━━ SUPPLIED ENTRIES ━━

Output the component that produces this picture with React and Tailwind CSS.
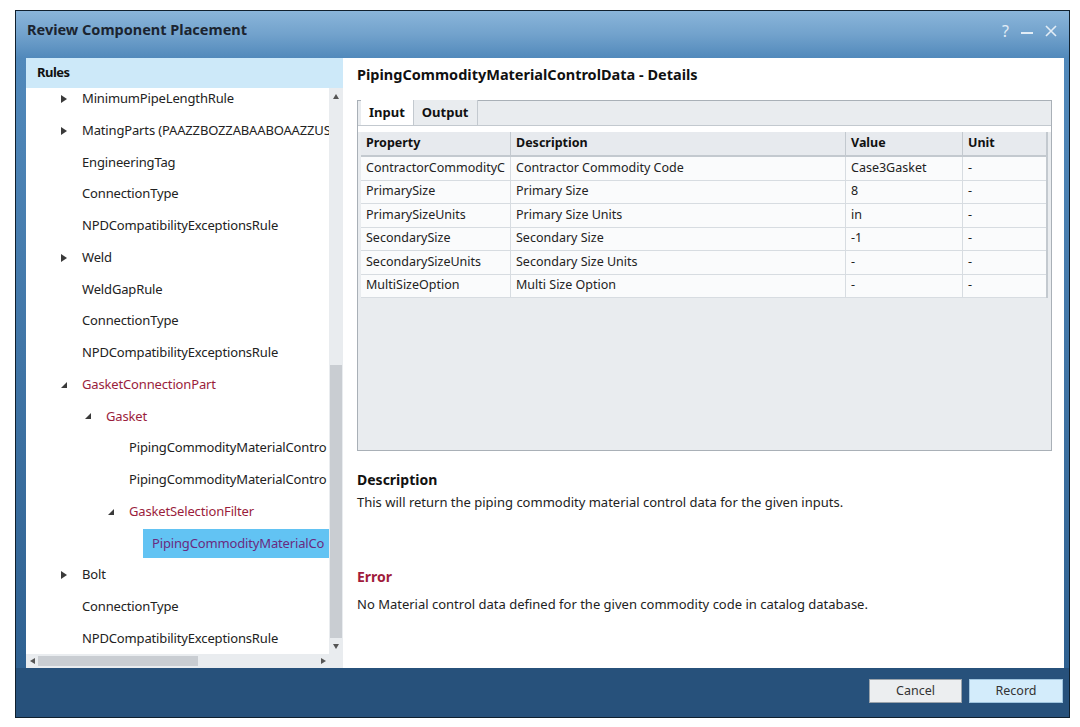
import { useState } from "react";

const font = { fontFamily: '"Noto Sans", "Open Sans", Arial, sans-serif' };

// tree rows as shown in the Rules pane (text as visible, pane clips it)
const treeRows = [
  { text: "MinimumPipeLengthRule", level: 0, icon: "closed" },
  { text: "MatingParts (PAAZZBOZZABAABOAAZZUS", level: 0, icon: "closed" },
  { text: "EngineeringTag", level: 0 },
  { text: "ConnectionType", level: 0 },
  { text: "NPDCompatibilityExceptionsRule", level: 0 },
  { text: "Weld", level: 0, icon: "closed" },
  { text: "WeldGapRule", level: 0 },
  { text: "ConnectionType", level: 0 },
  { text: "NPDCompatibilityExceptionsRule", level: 0 },
  { text: "GasketConnectionPart", level: 0, icon: "open", red: true },
  { text: "Gasket", level: 1, icon: "open", red: true },
  { text: "PipingCommodityMaterialContro", level: 2 },
  { text: "PipingCommodityMaterialContro", level: 2 },
  { text: "GasketSelectionFilter", level: 2, icon: "open", red: true },
  { text: "PipingCommodityMaterialCo", level: 3, selected: true },
  { text: "Bolt", level: 0, icon: "closed" },
  { text: "ConnectionType", level: 0 },
  { text: "NPDCompatibilityExceptionsRule", level: 0 },
];

const tableRows = [
  ["ContractorCommodityC", "Contractor Commodity Code", "Case3Gasket", "-"],
  ["PrimarySize", "Primary Size", "8", "-"],
  ["PrimarySizeUnits", "Primary Size Units", "in", "-"],
  ["SecondarySize", "Secondary Size", "-1", "-"],
  ["SecondarySizeUnits", "Secondary Size Units", "-", "-"],
  ["MultiSizeOption", "Multi Size Option", "-", "-"],
];

const indentClass = ["pl-[33px]", "pl-[57px]", "pl-[80px]", "pl-[103px]"];

const Expander = ({ icon }) => {
  if (icon === "closed")
    return (
      <svg width="8" height="10" viewBox="0 0 8 10" className="ml-[1px]">
        <path d="M1 1 L7 5 L1 9 Z" fill="#3a3a3a" />
      </svg>
    );
  if (icon === "open")
    return (
      <svg width="8" height="8" viewBox="0 0 8 8" className="ml-[1px]">
        <path d="M7 1 L7 7 L1 7 Z" fill="#3a3a3a" />
      </svg>
    );
  return null;
};

const TreeRow = ({ row }) => (
  <div className={`flex h-[31.75px] items-center whitespace-nowrap ${indentClass[row.level]}`}>
    <div className="flex w-[23px] shrink-0 items-center">
      <Expander icon={row.icon} />
    </div>
    {row.selected ? (
      <div className="-ml-[9px] flex h-[29px] flex-1 items-center bg-[#62c3f3] pl-[9px] text-[#6a2a80]">
        {row.text}
      </div>
    ) : (
      <span className={row.red ? "text-[#9a1d3c]" : "text-[#222]"}>{row.text}</span>
    )}
  </div>
);

const RulesPane = () => (
  <div className="flex w-[317px] shrink-0 flex-col">
    <div className="flex h-[30px] items-center bg-[#cde9f9] pl-[11px] text-[13px] font-bold tracking-[-0.5px] text-[#111]">
      Rules
    </div>
    <div className="flex min-h-0 flex-1">
      <div className="relative flex min-w-0 flex-1 flex-col">
        <div className="min-h-0 flex-1 overflow-hidden text-[13px] tracking-[-0.15px]">
          <div className="-mt-[5px]">
            {treeRows.map((row, i) => (
              <TreeRow key={i} row={row} />
            ))}
          </div>
        </div>
        {/* horizontal scrollbar */}
        <div className="flex h-[14px] shrink-0 items-center bg-[#e9ecef]">
          <div className="flex w-[12px] justify-center">
            <svg width="5" height="6" viewBox="0 0 5 6">
              <path d="M5 0 L0 3 L5 6 Z" fill="#555" />
            </svg>
          </div>
          <div className="h-[10px] w-[160px] bg-[#c9cdd2]" />
          <div className="flex-1" />
          <div className="flex w-[12px] justify-center">
            <svg width="5" height="6" viewBox="0 0 5 6">
              <path d="M0 0 L5 3 L0 6 Z" fill="#555" />
            </svg>
          </div>
        </div>
      </div>
      {/* vertical scrollbar */}
      <div className="flex w-[14px] shrink-0 flex-col bg-[#e9ecef]">
        <div className="flex h-[16px] items-center justify-center">
          <svg width="6" height="5" viewBox="0 0 6 5">
            <path d="M0 5 L3 0 L6 5 Z" fill="#555" />
          </svg>
        </div>
        <div className="h-[261px]" />
        <div className="mx-[1px] flex-1 bg-[#c9cdd2]" />
        <div className="flex h-[16px] items-center justify-center">
          <svg width="6" height="5" viewBox="0 0 6 5">
            <path d="M0 0 L6 0 L3 5 Z" fill="#555" />
          </svg>
        </div>
        <div className="h-[14px]" />
      </div>
    </div>
  </div>
);

const DetailsPane = () => {
  const [tab, setTab] = useState("Input");
  return (
    <div className="flex min-w-0 flex-1 flex-col bg-white pl-[14px] pr-[12px]">
      <div className="mt-[6px] h-[21px] text-[14.5px] font-bold text-[#111]">
        PipingCommodityMaterialControlData - Details
      </div>
      <div className="mt-[15px] flex h-[351px] flex-col border border-[#a9b0b7] bg-[#e9ecef]">
        <div className="flex h-[25px] items-end border-b border-[#c3c9cf] pl-[3px]">
          {["Input", "Output"].map((t) => (
            <button
              key={t}
              onClick={() => setTab(t)}
              className={`h-[25px] border-r border-[#c3c9cf] px-[8px] text-[13px] font-bold text-[#111] ${
                tab === t ? "bg-white" : "bg-[#e9ecef]"
              }`}
            >
              {t}
            </button>
          ))}
        </div>
        <div className="h-[6px] bg-white" />
        <div className="flex-1 px-[3px]">
          <div className="grid grid-cols-[149px_335px_117px_84px] border-r-2 border-[#c3c9cf] text-[12.5px] text-[#222]">
            {["Property", "Description", "Value", "Unit"].map((h, i) => (
              <div
                key={h}
                className={`flex h-[25px] items-center border-b-2 border-[#c3c9cf] bg-[#e7eaee] pl-[5px] font-bold text-[#111] ${
                  i > 0 ? "border-l border-[#b8bec5]" : ""
                }`}
              >
                {h}
              </div>
            ))}
            {tableRows.map((r, ri) =>
              r.map((c, ci) => (
                <div
                  key={`${ri}-${ci}`}
                  className={`flex h-[23.5px] items-center overflow-hidden whitespace-nowrap border-b border-[#d7dce1] bg-[#fafbfc] pl-[5px] ${
                    ci > 0 ? "border-l border-[#b8bec5]" : ""
                  }`}
                >
                  {c}
                </div>
              ))
            )}
          </div>
        </div>
      </div>
      <div className="mt-[18px] text-[14px] font-bold text-[#111]">Description</div>
      <div className="mt-[3px] text-[13px] text-[#222]">
        This will return the piping commodity material control data for the given inputs.
      </div>
      <div className="mt-[53px] text-[14px] font-bold text-[#a01c3c]">Error</div>
      <div className="mt-[8px] text-[13px] text-[#222]">
        No Material control data defined for the given commodity code in catalog database.
      </div>
    </div>
  );
};

export default function App() {
  return (
    <div className="h-[727px] w-[1080px] bg-white pl-[15px] pt-[10px]" style={font}>
      <div className="flex h-[708px] w-[1055px] flex-col border border-[#10202e] bg-[#2b5a86]">
        {/* title bar */}
        <div className="flex h-[47px] shrink-0 items-start justify-between bg-gradient-to-b from-[#8ab5da] via-[#72a2cc] to-[#5189bb] pl-[11px] pr-[12px] pt-[8px]">
          <div className="text-[14.5px] font-bold text-[#1b2430]">Review Component Placement</div>
          <div className="flex items-center gap-[12px] text-[16px] text-[#e3edf6]">
            <span>?</span>
            <span className="mt-[4px] block h-[2px] w-[12px] bg-[#e3edf6]" />
            <svg width="12" height="12" viewBox="0 0 12 12">
              <path d="M1 1 L11 11 M11 1 L1 11" stroke="#e3edf6" strokeWidth="1.6" />
            </svg>
          </div>
        </div>
        {/* body */}
        <div className="flex h-[610px] shrink-0 bg-gradient-to-b from-[#5189bb] to-[#2f6191] pl-[10px] pr-[7px]">
          <div className="flex flex-1 bg-white">
            <RulesPane />
            <DetailsPane />
          </div>
        </div>
        {/* footer */}
        <div className="flex flex-1 items-start justify-end gap-[7px] bg-[#27517b] pr-[6px] pt-[11px]">
          <button className="h-[24px] w-[93px] border border-[#9aa3ab] bg-[#eceef0] text-[12.5px] text-[#333]">
            Cancel
          </button>
          <button className="h-[24px] w-[94px] border border-[#9fc4de] bg-[#d3ecfb] text-[12.5px] text-[#333]">
            Record
          </button>
        </div>
      </div>
    </div>
  );
}
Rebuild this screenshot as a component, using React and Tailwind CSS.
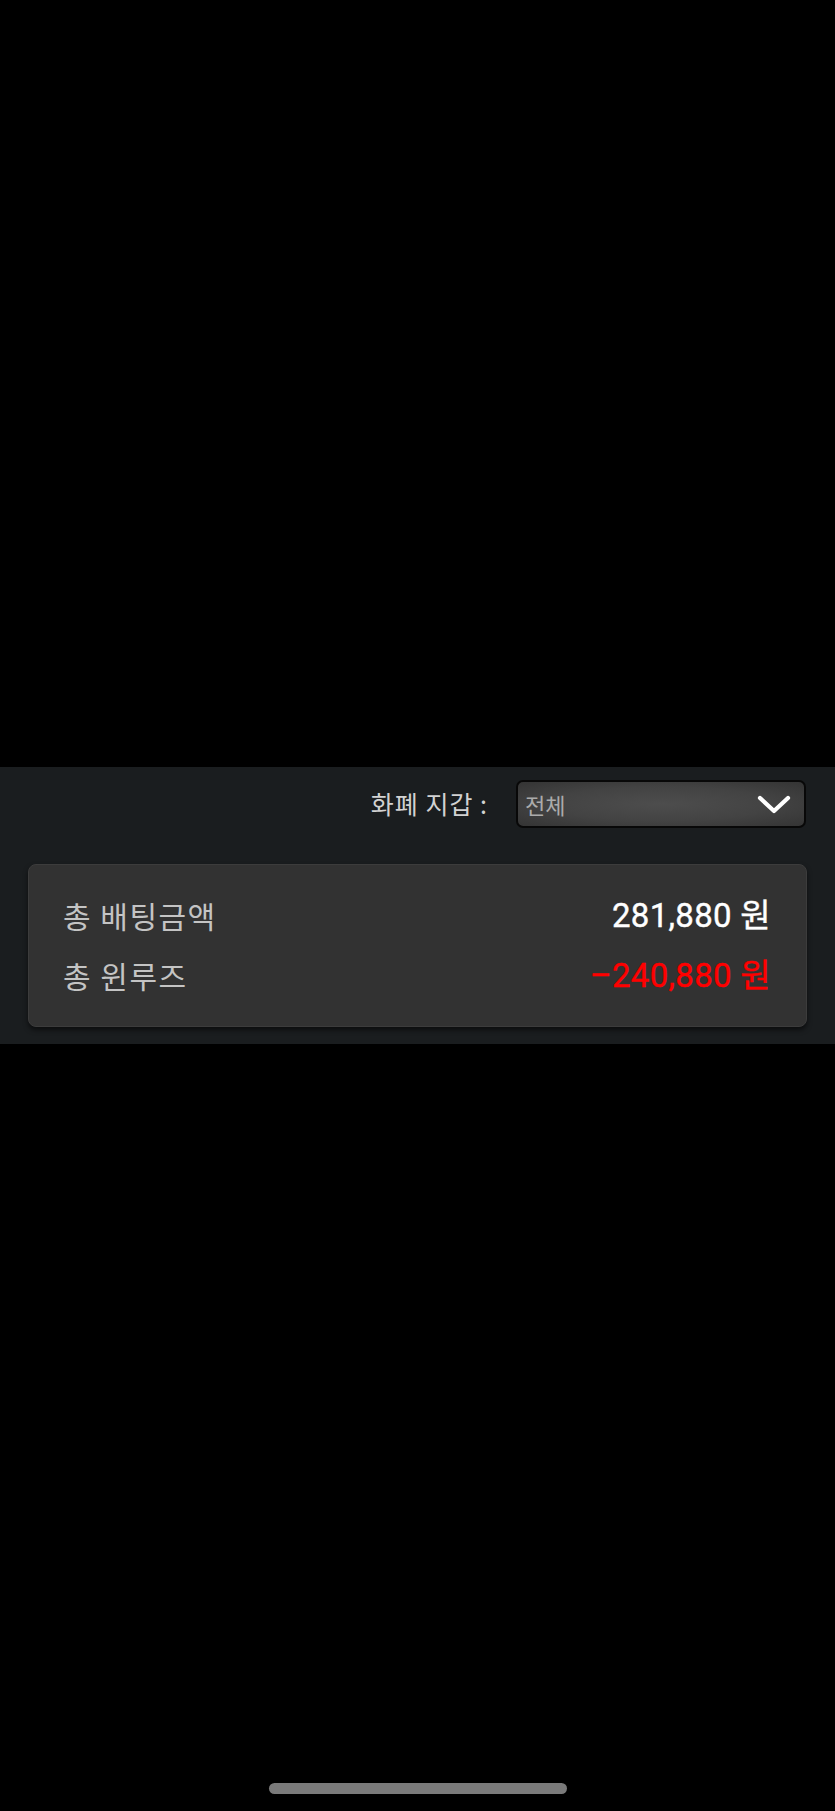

━━━

Of the lines in the listing, how many hold the word "Tailwind"? Nothing but the number is needed.

2